7/14/2010 10:52 PM EDT

I don't necessarily believe that rigid metrics increases throughput. Rather, metrics applied in the proper way will improve productivity and throughput, and it will improve on-time schedule performance.

Metrics provide a way to achieve a balanced project plan -- which is a plan whose staffing level is commensurate with the design complexity and the schedule constraints, as well as an aggressive but achievable team productivity target.

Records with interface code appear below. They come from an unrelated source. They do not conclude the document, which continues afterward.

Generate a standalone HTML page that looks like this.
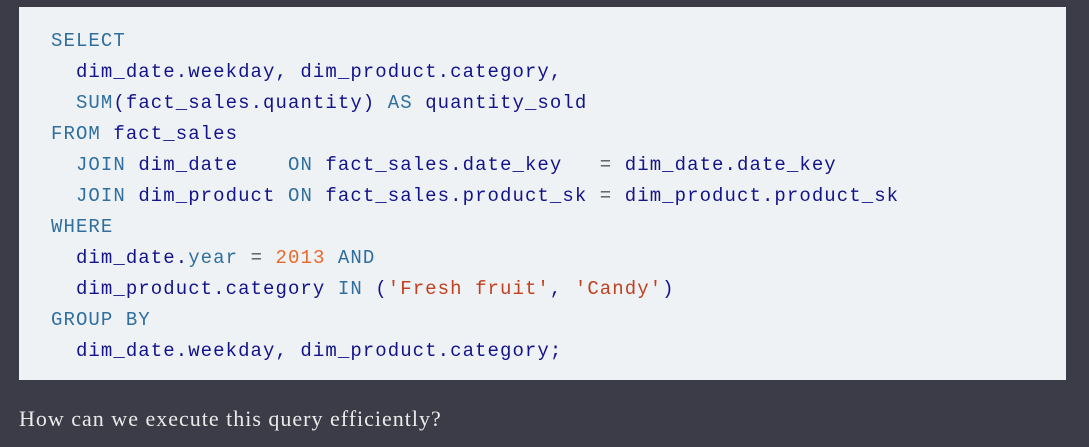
<!DOCTYPE html>
<html><head><meta charset="utf-8"><style>
html,body{margin:0;padding:0;background:#3c3c48;width:1089px;height:447px;overflow:hidden}
.box{position:absolute;left:19px;top:7px;width:1047px;height:373px;background:#eff2f5}
pre{position:absolute;left:32px;top:19px;margin:0;font-family:"Liberation Mono",monospace;font-size:19px;letter-spacing:1.07px;line-height:31px;color:#13138a}
.k{color:#2f6f9f}.n{color:#e8692a}.s{color:#c0401f}.o{color:#555}
p{position:absolute;left:19px;top:406px;margin:0;font-family:"Liberation Serif",serif;font-size:22px;letter-spacing:1px;color:#eaeaea}
</style></head><body>
<div class="box"><pre><span class="k">SELECT</span>
  dim_date.weekday, dim_product.category,
  <span class="k">SUM</span>(fact_sales.quantity) <span class="k">AS</span> quantity_sold
<span class="k">FROM</span> fact_sales
  <span class="k">JOIN</span> dim_date    <span class="k">ON</span> fact_sales.date_key   <span class="o">=</span> dim_date.date_key
  <span class="k">JOIN</span> dim_product <span class="k">ON</span> fact_sales.product_sk <span class="o">=</span> dim_product.product_sk
<span class="k">WHERE</span>
  dim_date.<span class="k">year</span> <span class="o">=</span> <span class="n">2013</span> <span class="k">AND</span>
  dim_product.category <span class="k">IN</span> (<span class="s">'Fresh fruit'</span>, <span class="s">'Candy'</span>)
<span class="k">GROUP BY</span>
  dim_date.weekday, dim_product.category;</pre></div>
<p>How can we execute this query efficiently?</p>
</body></html>
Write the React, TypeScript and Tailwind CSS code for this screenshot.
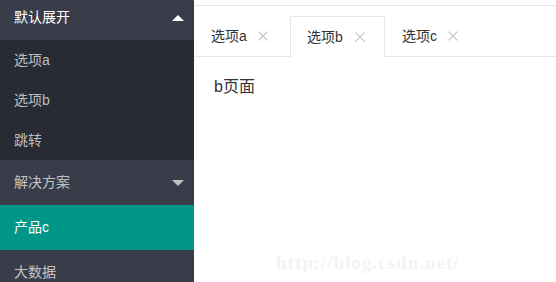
import React from 'react';

const FONT = { fontFamily: '"Liberation Sans", "Noto Sans CJK SC", sans-serif' };

const SUB_ITEMS = ['选项a', '选项b', '跳转'];
const TABS = [
  { id: 'a', label: '选项a' },
  { id: 'b', label: '选项b' },
  { id: 'c', label: '选项c' },
];

const CloseIcon: React.FC = () => (
  <svg width="10" height="10" viewBox="0 0 10 10" className="shrink-0">
    <path d="M0.5 0.5 L9.5 9.5 M9.5 0.5 L0.5 9.5" stroke="#c9c9c9" strokeWidth="1.2" fill="none" />
  </svg>
);

const Sidebar: React.FC = () => (
  <div className="w-[194px] shrink-0 bg-[#393D49] flex flex-col text-[14px] overflow-hidden">
    {/* expanded group */}
    <div className="-mt-[5px] h-[45px] shrink-0 flex items-center justify-between pl-[14px] pr-[10px] text-white">
      <span>默认展开</span>
      <span className="w-0 h-0 border-x-[6px] border-x-transparent border-b-[6px] border-b-white" />
    </div>
    <div className="bg-[#282B33]">
      {SUB_ITEMS.map(item => (
        <div key={item} className="h-[40px] flex items-center pl-[14px] text-white/70">{item}</div>
      ))}
    </div>

    {/* collapsed group */}
    <div className="h-[45px] shrink-0 flex items-center justify-between pl-[14px] pr-[10px] text-white/70">
      <span>解决方案</span>
      <span className="w-0 h-0 border-x-[6px] border-x-transparent border-t-[6px] border-t-[#c2c2c2]" />
    </div>
    <div className="h-[45px] shrink-0 flex items-center pl-[14px] bg-[#009688] text-white">产品c</div>
    <div className="h-[45px] shrink-0 flex items-center pl-[14px] text-white/70">大数据</div>
  </div>
);

const App: React.FC = () => {
  const active = 'b';

  return (
    <div className="w-[556px] h-[282px] flex bg-white overflow-hidden relative" style={FONT}>
      <Sidebar />

      <div className="flex-1 flex flex-col pt-[5px]">
        <div className="border-t border-[#e6e6e6]" />

        {/* Tab bar */}
        <div className="mt-[10px] h-[41px] flex border-b border-[#e6e6e6] text-[14px] text-[#333]">
          {TABS.map(tab =>
            tab.id === active ? (
              <div key={tab.id} className="w-[95px] h-[41px] -mb-px flex items-center gap-[12px] pl-[16px] bg-white border border-b-0 border-[#e6e6e6]">
                <span>{tab.label}</span>
                <CloseIcon />
              </div>
            ) : (
              <div key={tab.id} className="w-[96px] h-[40px] flex items-center gap-[11px] pl-[17px]">
                <span>{tab.label}</span>
                <CloseIcon />
              </div>
            )
          )}
        </div>

        {/* Tab content */}
        <div className="pl-[20px] pt-[20px] text-[16px] leading-[20px] text-[#333]">b页面</div>
      </div>

      {/* watermark */}
      <div
        className="absolute left-[276px] top-[249px] text-[19px] font-bold tracking-[1px] text-[#f3f3f3] pointer-events-none"
        style={{ fontFamily: '"Liberation Serif", serif' }}
      >
        http://blog.csdn.net/
      </div>
    </div>
  );
};

export default App;
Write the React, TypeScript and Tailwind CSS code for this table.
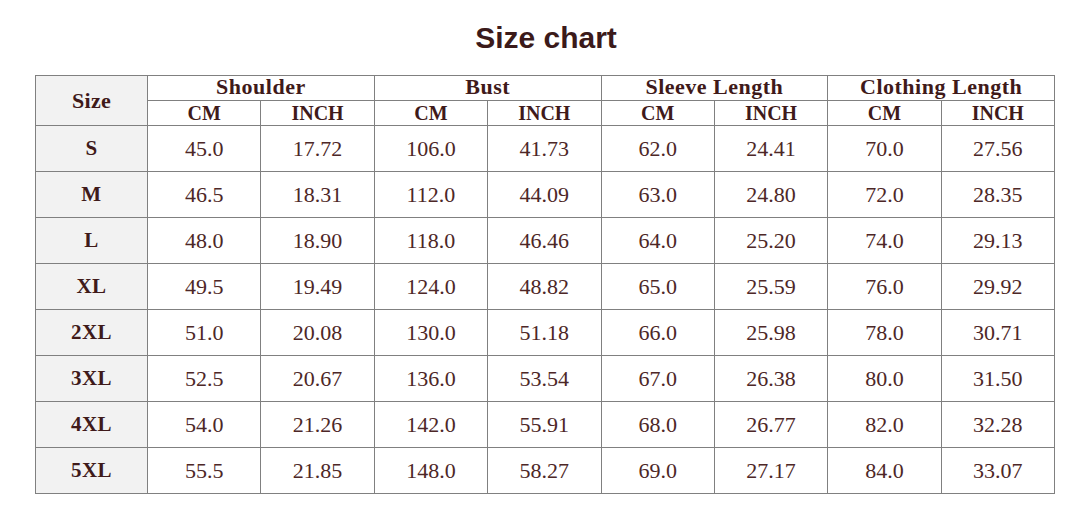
const groups = ['Shoulder', 'Bust', 'Sleeve Length', 'Clothing Length']

const rows: [string, string[]][] = [
  ['S', ['45.0', '17.72', '106.0', '41.73', '62.0', '24.41', '70.0', '27.56']],
  ['M', ['46.5', '18.31', '112.0', '44.09', '63.0', '24.80', '72.0', '28.35']],
  ['L', ['48.0', '18.90', '118.0', '46.46', '64.0', '25.20', '74.0', '29.13']],
  ['XL', ['49.5', '19.49', '124.0', '48.82', '65.0', '25.59', '76.0', '29.92']],
  ['2XL', ['51.0', '20.08', '130.0', '51.18', '66.0', '25.98', '78.0', '30.71']],
  ['3XL', ['52.5', '20.67', '136.0', '53.54', '67.0', '26.38', '80.0', '31.50']],
  ['4XL', ['54.0', '21.26', '142.0', '55.91', '68.0', '26.77', '82.0', '32.28']],
  ['5XL', ['55.5', '21.85', '148.0', '58.27', '69.0', '27.17', '84.0', '33.07']],
]

export default function App() {
  return (
    <div className="w-[1092px] h-[526px] bg-white">
      <h1 className="pt-[20px] text-center text-[30px] leading-[36px] font-bold text-[#3b1a1a] font-['Liberation_Sans',Arial,sans-serif]">
        Size chart
      </h1>

      <table className="mt-[19px] ml-[35px] w-[1020px] table-fixed border-collapse font-['Liberation_Serif','Times_New_Roman',serif] text-[#4d2727]">
        <colgroup>
          <col className="w-[112px]" />
          {Array.from({ length: 8 }).map((_, i) => (
            <col key={i} />
          ))}
        </colgroup>
        <thead>
          <tr className="h-[25px]">
            <th rowSpan={2} className="border border-[#808080] bg-[#f2f2f2] text-[22px] tracking-[0.3px] font-bold text-[#3f1a1a] leading-none">
              Size
            </th>
            {groups.map((g) => (
              <th key={g} colSpan={2} className="border border-[#808080] text-[22px] tracking-[0.5px] font-bold text-[#3f1a1a] leading-[20px] pb-[2px]">
                {g}
              </th>
            ))}
          </tr>
          <tr className="h-[25px]">
            {groups.map((g) => (
              <>
                <th key={g + 'cm'} className="border border-[#808080] text-[20px] font-bold text-[#3f1a1a] leading-none">CM</th>
                <th key={g + 'in'} className="border border-[#808080] text-[20px] font-bold text-[#3f1a1a] leading-none">INCH</th>
              </>
            ))}
          </tr>
        </thead>
        <tbody>
          {rows.map(([size, vals]) => (
            <tr key={size} className="h-[46px]">
              <td className="border border-[#808080] bg-[#f2f2f2] text-center text-[21px] tracking-[0.5px] font-bold text-[#3f1a1a]">
                {size}
              </td>
              {vals.map((v, i) => (
                <td key={i} className="border border-[#808080] text-center text-[22px] pb-[1px]">
                  {v}
                </td>
              ))}
            </tr>
          ))}
        </tbody>
      </table>
    </div>
  )
}
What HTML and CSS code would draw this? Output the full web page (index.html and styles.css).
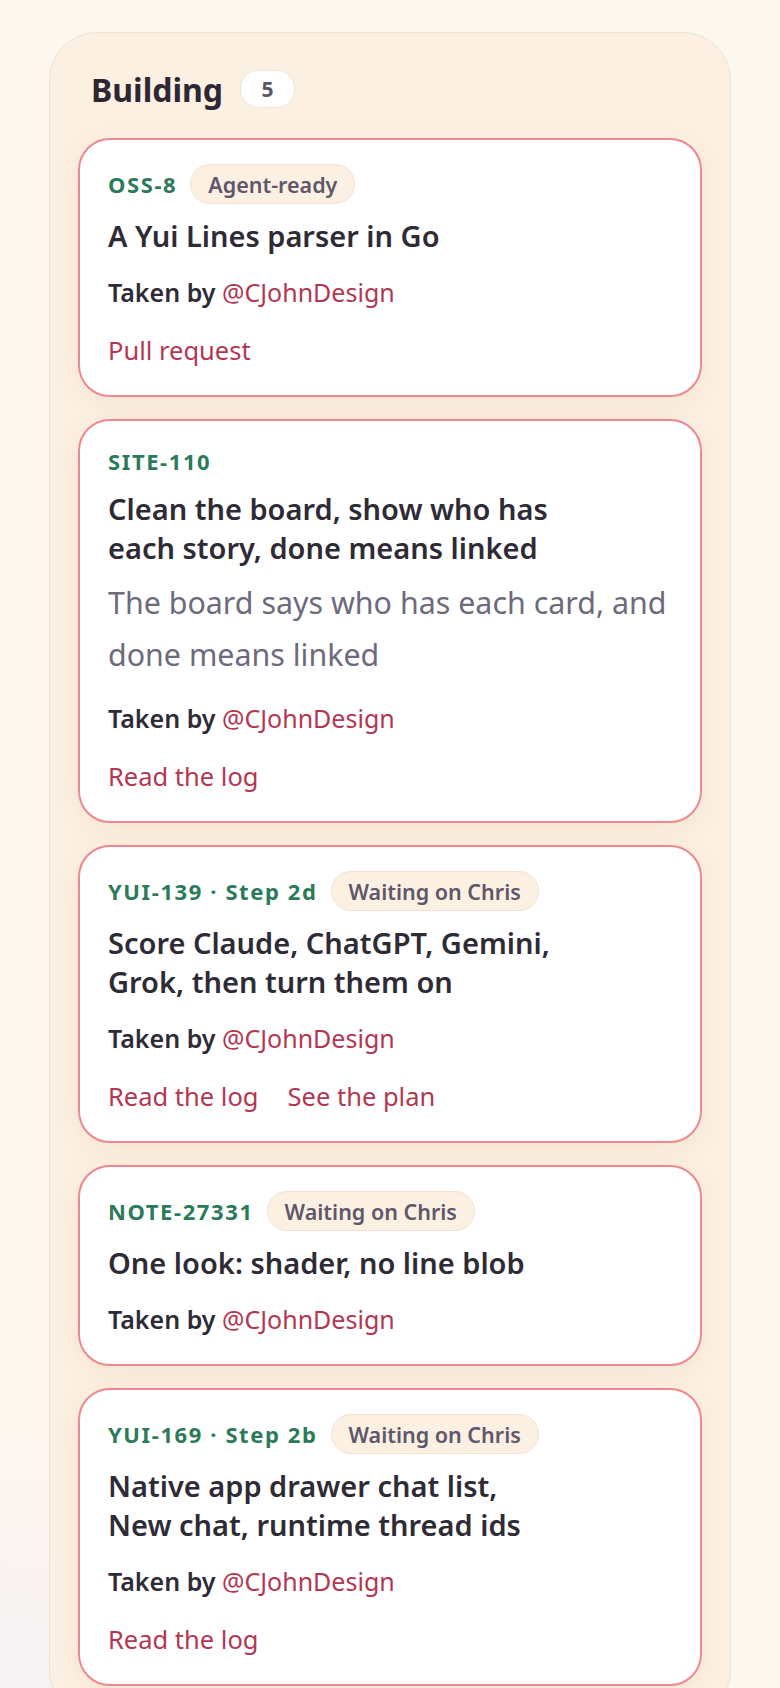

Here's an example of how metrics can achieve that. We can calculate the productivity assumed in a project plan(which Numetrics does with its Fact-based Planning software). Let's say the calculation reveals that in order for the team to finish the project on schedule it would need to double its productivity compared to the team's prior performance. That means the likelihood of hitting schedule is extremely low. This use of metrics (e.g. measuring the implied productivity in a project plan) provides a fact-based approach to identify project plans whose execution assumptions are wholly unrealistic. Facts, data and metrics are the best way to communicate (e.g. to mgmt.) that either the scope of the project needs revision (i.e. the spec), or the team size needs to be increased (e.g. to a point that the team must achieve very high but not unrealistic productivity), or the schedule needs to be lengthened. Otherwise the project is not likely to hit the target schedule.

Also, it turns out that a harmonized project plan results in higher productivity -- harmonized in terms of the the staffing level being commensurate with the design complexity and schedule constraint.